Into this ecosystem comes the spirit of Willie Lincoln.  The president, utterly distraught by Willie's death, comes to visit the body, even going so far as to pick it up and hold it.  This makes Willie a kind of celebrity in the graveyard, and they flock to him to tell their stories, hundreds at a time, as if being held by the living Lincoln makes Willie a little bit closer to resurrection than they.  But children are not meant to stay long in this realm, and the longer Willie stays--he lingers knowing his father might return and pick him again--the more he is at risk for a kind of permanent eternal entrapment.  Hans and Roger do their best to get Willie to let go and pass on, a plot which inspires more of what you might call hijinks than you'd expect.

Though it's a lot of fun, Lincoln in the Bardo is at its best when its in an elegiac mode.  More than anything else, the novel is a meditation on grief and loss.  Lincoln struggles mightily with the loss of his son.  He memorably summarizes the paradox of death this way: "Two passing temporarinesses developed feelings for one another."  And of course, the political context looms large here.  The war is going badly and bloodily for the Union, and Lincoln is deeply aware that he has sent other men's sons to die. 

Saunders recognizes, I'm happy to say, that any novel about the moral implications of the Civil War needs to dwell extensively on black Americans.  Willie's presence helps to bring down a psychic barrier between Oak Hill and the mass grave beyond the nearby fence, letting in a number of the black dead, including former slaves.  These characters provide some of the most profound pathos in the novel.  One man can't figure out why, when his masters were so kind to him, he feels the powerful urge to murder them.  Another meditates that he had his moments of freedom like most men, but is haunted by "[t]he thought, specifically, that other men enjoyed whole lifetimes comprised of such moments."  A victim of rape is utterly mute.  These stories are so vital to the novel because as a nation we still reckon with the political valence of black loss and grief, with our attitude toward black bodies quite literally.  Saunders bends the rules of his world a little to let one of these men to literally walk out of the cemetery inside Lincoln's body.
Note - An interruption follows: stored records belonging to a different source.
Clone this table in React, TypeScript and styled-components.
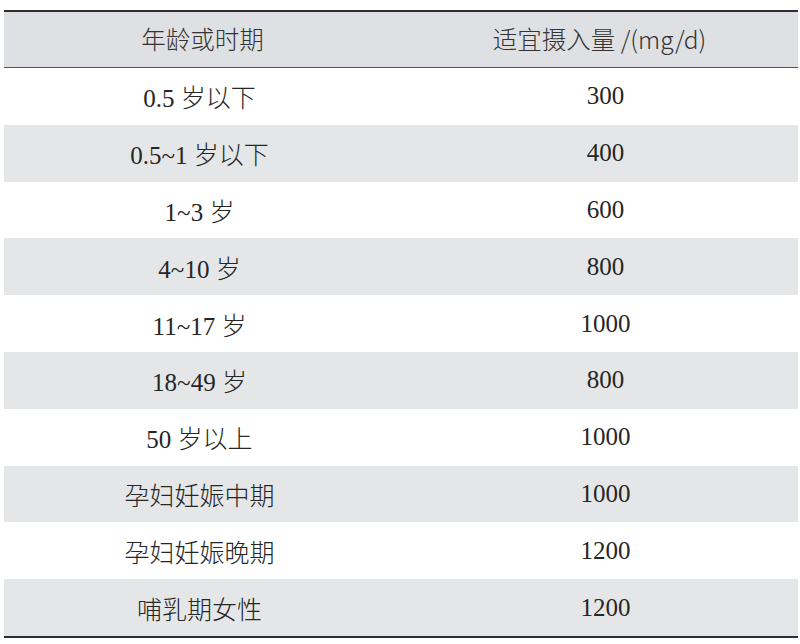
import React from "react";
import styled, { createGlobalStyle } from "styled-components";

const Global = createGlobalStyle`
  html, body { margin: 0; padding: 0; background: #ffffff; }
  body { width: 800px; height: 644px; overflow: hidden; }
`;

const Page = styled.div`
  padding: 10px 2px 0 4px;
`;

const Table = styled.div`
  width: 794px;
  border-top: 2px solid #2e2e2e;
  border-bottom: 2px solid #2e2e2e;
`;

const HeadRow = styled.div`
  display: grid;
  grid-template-columns: 397px 397px;
  height: 55px;
  background: #dfe0e3;
  border-bottom: 1px solid #555;
`;

const HeadCell = styled.div`
  display: flex;
  align-items: center;
  justify-content: center;
  font-family: "Noto Sans CJK SC", "Noto Sans", sans-serif;
  font-size: 24.5px;
  font-weight: 300;
  color: #333333;
  padding-bottom: 2px;
`;

const Row = styled.div<{ $shade: boolean }>`
  display: grid;
  grid-template-columns: 397px 397px;
  height: 56.8px;
  background: ${(p) => (p.$shade ? "#e5e6e8" : "#ffffff")};
`;

const Cell = styled.div<{ $num?: boolean }>`
  display: flex;
  align-items: center;
  justify-content: center;
  font-family: "Liberation Serif", "Noto Sans CJK SC", serif;
  font-size: 25px;
  font-weight: 300;
  color: #262626;
  padding-left: ${(p) => (p.$num ? "12px" : "0")};
  padding-right: ${(p) => (p.$num ? "0" : "6px")};
`;

const rows: [string, string][] = [
  ["0.5 岁以下", "300"],
  ["0.5~1 岁以下", "400"],
  ["1~3 岁", "600"],
  ["4~10 岁", "800"],
  ["11~17 岁", "1000"],
  ["18~49 岁", "800"],
  ["50 岁以上", "1000"],
  ["孕妇妊娠中期", "1000"],
  ["孕妇妊娠晚期", "1200"],
  ["哺乳期女性", "1200"],
];

export default function App() {
  return (
    <Page>
      <Global />
      <Table>
        <HeadRow>
          <HeadCell>年龄或时期</HeadCell>
          <HeadCell>适宜摄入量 /(mg/d)</HeadCell>
        </HeadRow>
        {rows.map(([a, b], i) => (
          <Row key={i} $shade={i % 2 === 1}>
            <Cell>{a}</Cell>
            <Cell $num>{b}</Cell>
          </Row>
        ))}
      </Table>
    </Page>
  );
}
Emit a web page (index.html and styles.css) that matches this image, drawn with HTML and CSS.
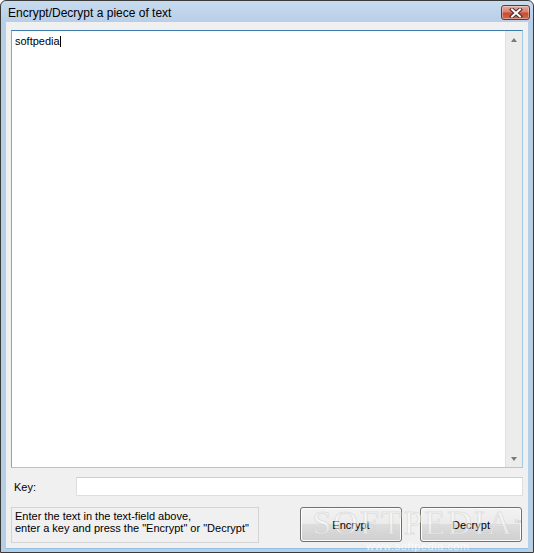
FILE: index.html
```html
<!DOCTYPE html>
<html>
<head>
<meta charset="utf-8">
<link rel="stylesheet" href="styles.css">
</head>
<body>
<div class="window">
  <div class="titlebar">
    <span class="title">Encrypt/Decrypt a piece of text</span>
    <div class="close">
      <svg width="14" height="10" viewBox="0 0 14 10">
        <path d="M3 1.5 L11 8.5 M11 1.5 L3 8.5" stroke="#4a2b2b" stroke-width="4" stroke-linecap="square" fill="none"/>
        <path d="M3 1.5 L11 8.5 M11 1.5 L3 8.5" stroke="#ffffff" stroke-width="2" stroke-linecap="square" fill="none"/>
      </svg>
    </div>
  </div>
  <div class="client">
    <div class="textarea">
      <div class="text-content"><span>softpedia</span><span class="caret"></span></div>
      <div class="scrollbar">
        <div class="sb-btn"><span class="arrow-up"></span></div>
        <div class="sb-track"></div>
        <div class="sb-btn"><span class="arrow-down"></span></div>
      </div>
    </div>
    <div class="key-row">
      <span class="key-label">Key:</span>
      <div class="key-input"></div>
    </div>
    <div class="bottom-row">
      <div class="info">Enter the text in the text-field above,<br>enter a key and press the "Encrypt" or "Decrypt"</div>
      <div class="buttons">
        <div class="btn">Encrypt</div>
        <div class="btn">Decrypt</div>
      </div>
    </div>
    <div class="watermark">
      <span class="wm-big">SOFTPEDIA<sup>™</sup></span>
      <span class="wm-small">www.softpedia.com</span>
    </div>
  </div>
</div>
</body>
</html>
```

FILE: styles.css
```css
html, body {
  margin: 0;
  padding: 0;
  background: #ffffff;
}
.window {
  width: 534px;
  height: 553px;
  box-sizing: border-box;
  border: 1px solid #3a3a3a;
  border-radius: 6px 6px 0 0;
  background: linear-gradient(to bottom, #c8dbef 0px, #b7cee7 22px, #b7cee7 100%);
  display: flex;
  flex-direction: column;
  font-family: "Liberation Sans", Arial, sans-serif;
  overflow: hidden;
}
.titlebar {
  height: 21px;
  display: flex;
  align-items: flex-start;
  flex-shrink: 0;
}
.title {
  font-size: 12px;
  color: #000;
  margin-left: 7px;
  margin-top: 5px;
  line-height: 14px;
}
.close {
  margin-left: auto;
  margin-right: 3px;
  margin-top: 4px;
  width: 27px;
  height: 13px;
  border: 1px solid #6a3434;
  border-radius: 3px;
  background: linear-gradient(to bottom, #e9a99b 0%, #d9826f 45%, #c64c33 55%, #d0674e 100%);
  display: flex;
  align-items: center;
  justify-content: center;
  box-shadow: inset 0 0 0 1px rgba(255,255,255,0.35);
}
.close svg { display: block; }
.client {
  position: relative;
  flex: 1;
  margin: 0 5px 3px 5px;
  background: #f0f0f0;
  padding: 8px 5px 0 5px;
  display: flex;
  flex-direction: column;
  border-bottom: 1px solid #8ec1e6;
}
.textarea {
  height: 438px;
  box-sizing: border-box;
  background: #fff;
  border: 1px solid #a4c9e3;
  border-top-color: #3d7bad;
  border-left-color: #7fa9cf;
  display: flex;
}
.text-content {
  flex: 1;
  padding: 4px 0 0 3px;
  font-size: 11px;
  line-height: 13px;
  color: #000;
  display: flex;
  align-items: flex-start;
}
.caret {
  display: inline-block;
  width: 1px;
  height: 11px;
  background: #000;
  margin-top: 1px;
}
.scrollbar {
  width: 16px;
  display: flex;
  flex-direction: column;
  background: #ececec;
  border-left: 1px solid #e0e0e0;
}
.sb-btn {
  height: 17px;
  display: flex;
  align-items: center;
  justify-content: center;
}
.sb-track { flex: 1; }
.arrow-up {
  width: 0; height: 0;
  border-left: 3.5px solid transparent;
  border-right: 3.5px solid transparent;
  border-bottom: 4px solid #7a7a7a;
}
.arrow-down {
  width: 0; height: 0;
  border-left: 3.5px solid transparent;
  border-right: 3.5px solid transparent;
  border-top: 4px solid #7a7a7a;
}
.key-row {
  margin-top: 9px;
  height: 19px;
  display: flex;
  align-items: center;
}
.key-label {
  width: 62px;
  padding-left: 3px;
  font-size: 11px;
  color: #000;
}
.key-input {
  flex: 1;
  height: 19px;
  box-sizing: border-box;
  background: #fff;
  border: 1px solid #dedede;
  border-top-color: #cdcdcd;
}
.bottom-row {
  margin-top: 11px;
  display: flex;
  align-items: flex-start;
}
.info {
  width: 248px;
  height: 36px;
  box-sizing: border-box;
  border: 1px solid #d4d4d4;
  background: #f0f0f0;
  padding: 2px 0 0 3px;
  font-size: 11px;
  line-height: 12px;
  color: #000;
  white-space: nowrap;
}
.buttons {
  margin-left: auto;
  margin-right: 1px;
  display: flex;
  gap: 18px;
}
.btn {
  width: 102px;
  height: 35px;
  box-sizing: border-box;
  border: 1px solid #707070;
  border-radius: 3px;
  background: linear-gradient(to bottom, #f2f2f2 0%, #ebebeb 50%, #dddddd 50%, #cfcfcf 100%);
  box-shadow: inset 0 0 0 1px #fcfcfc;
  display: flex;
  align-items: center;
  justify-content: center;
  font-size: 11px;
  color: #000;
}
.watermark {
  position: absolute;
  left: 322px;
  top: 484px;
  width: 180px;
  display: flex;
  flex-direction: column;
  align-items: center;
  pointer-events: none;
}
.wm-big {
  font-family: "Liberation Serif", serif;
  font-size: 34px;
  letter-spacing: 2px;
  color: rgba(255,255,255,0.5);
  -webkit-text-stroke: 1px rgba(200,200,200,0.45);
  line-height: 34px;
}
.wm-big sup { font-size: 8px; vertical-align: top; -webkit-text-stroke: 0; color: rgba(170,170,170,0.6); }
.wm-small {
  font-size: 11px;
  color: rgba(255,255,255,0.7);
  line-height: 12px;
  letter-spacing: 0.5px;
}
```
I can say, hands down, this is the funniest novel about a cemetery featuring a man with a comically large penis that I have ever read.  If that praise is too faint, I'll add this: Lincoln in the Bardo is a tremendous exploration of what it means to die, to lose, to grieve.  May all our deaths be as full of joy as Willie Lincoln's, when he finally realizes he is dead:

All is    All is allowed now    All is allowed me now    All is allowed lightlightlight me now

Getting up out of bed and going down to the party, allowed

Candy bees, allowed

Chunks of cake, allowed!

Punch (even rum punch), allowed!

Let that band play louder!

Swinging from the chandelier, allowed; floating up to the ceiling, allowed going to the window to have a look out, allowed allowed allowed!